Walking under the cliffs

This continued for some distance, with the path under the base of the towering cliffs, which had clearly been eroded by the river many millions of years ago. The eddys of the long-gone water, leaving their marks in the rocks that curved out above me and over the valley… it was absolutely beautiful, and such an unexpected sight too.

Just such a spectacular place

From here I crossed the dry river bed onto a path that continued up the valley, before taking the rocky track back up towards the car park at Barbe Blanche, high on the Plateau des Claparèdes, where I had first started.

Walking up out of the valley, you immediately emerge back into the more traditional provençal landscape, passing lavender fields and with expansive views across towards Mont Ventoux.

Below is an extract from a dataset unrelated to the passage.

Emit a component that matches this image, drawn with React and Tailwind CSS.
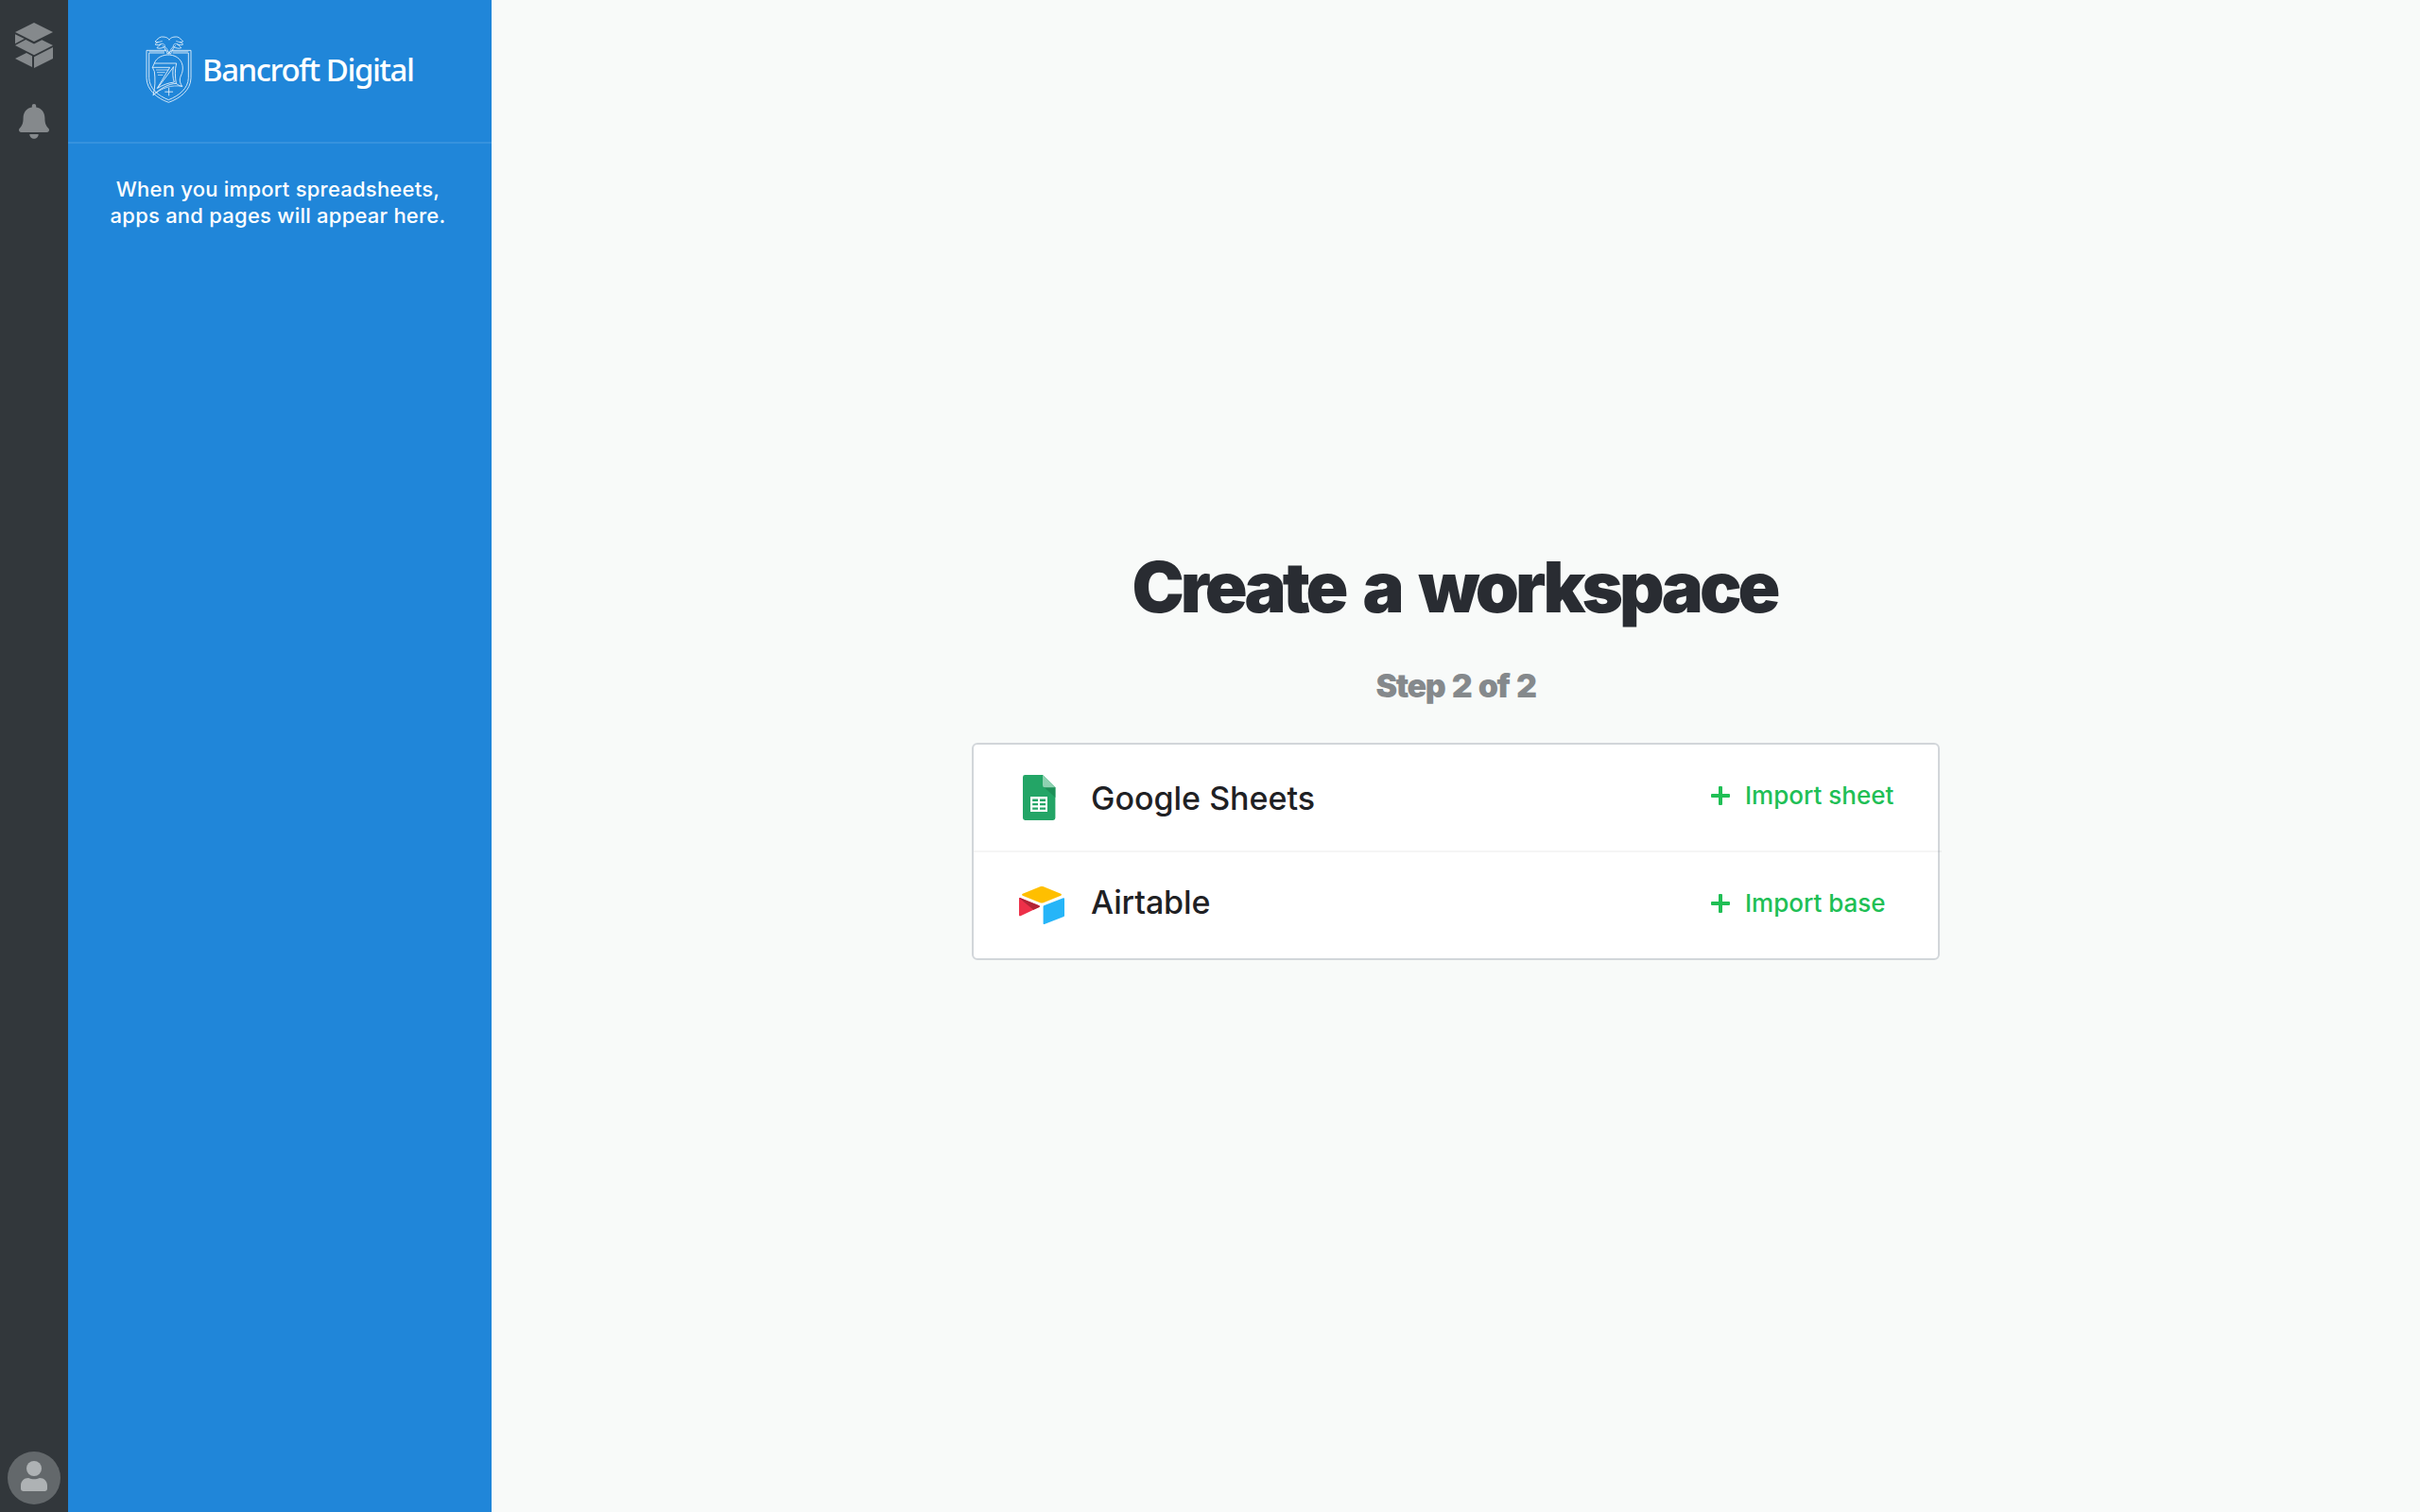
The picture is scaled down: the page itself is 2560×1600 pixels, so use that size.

Lavender fields on the way back to the car

It was a peaceful, and exceedingly beautiful walk, that seemed to take me into Middle Earth for a short period of time, and I can imagine that even in the height of summer, this would be a cool, verdant spot, offering a quiet escape from the heat of the July sun, although the climb back up in the heat would not be so much fun!

So my collection of walks to do with Andy, when he gets back, continues to grow and I really can’t explain how much I have enjoyed having the opportunity to explore the walking here.

High above Simiane

I always like to take a positive from a negative, and if I hadn’t been recovering from my broken clavicle, I would have been out on my bike instead, and probably wouldn’t have done half the walks that I have managed, so in that respect every cloud has a silver lining!

It may not be a silver lining here, but the sunsets recently have been incredible

3 thoughts on “Off the beaten track in Provence

  1. Fabulous photos! My friend that used to live in Gordes always raved about the wonderful walks around the area. We’ve done some with her but were always happier on two wheels.